2.2 At its meeting on 27 February 2025, the Council approved a budget requirement of £17.1 million for the year, funded through a combination of government grants, council tax, business rates and the use of earmarked reserves.
2.3 The report highlights a number of significant variances to the budget, the bulk of which relates to lower than anticipated investment property income of £2.1 million. The net variance of £1.9 million is after the cost of Commissioners and additional resources to address Improvement and Recovery actions. These costs are mitigated by an increase in the extended producer responsibility grant allocation of £593k for waste packaging than anticipated in the budget.
2.4 A review of Minimum Revenue Provision (MRP) is currently being undertaken to address the recommendations in the Best Value Inspection report and those by the External Auditor Grant Thornton is likely to increase costs. Options are being explored to mitigate any increase.
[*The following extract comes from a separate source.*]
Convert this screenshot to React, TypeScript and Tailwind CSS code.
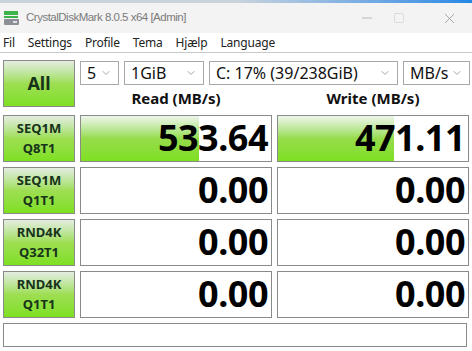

A full report that sets out any changes and mitigations will come to the next meeting of CPRC on 13 October 2025.
3 General Fund Revenue 2025/26 – Projected Outturn
3.1 The quarter 1 (Q1) projection – and overspend of £1.9 million, broken down by service area is summarised in table 1 below. A projection analysed by committee is attached as Appendix A.
3.2 Variances are shown against the revised budget that reflects an update from that originally approved in February 2025. This revision reflects the removal of planned write-off of previously capitalised expenditure that was initially included in the 2025/26 budget which was planned to be funded from earmarked reserves. Upon further review, it was determined that these write-offs, should be accounted for in 2024/25. As a result, the costs and reserve funding have been removed from the 2025/26 budget. The changes to the original budget are set out in Appendix A2.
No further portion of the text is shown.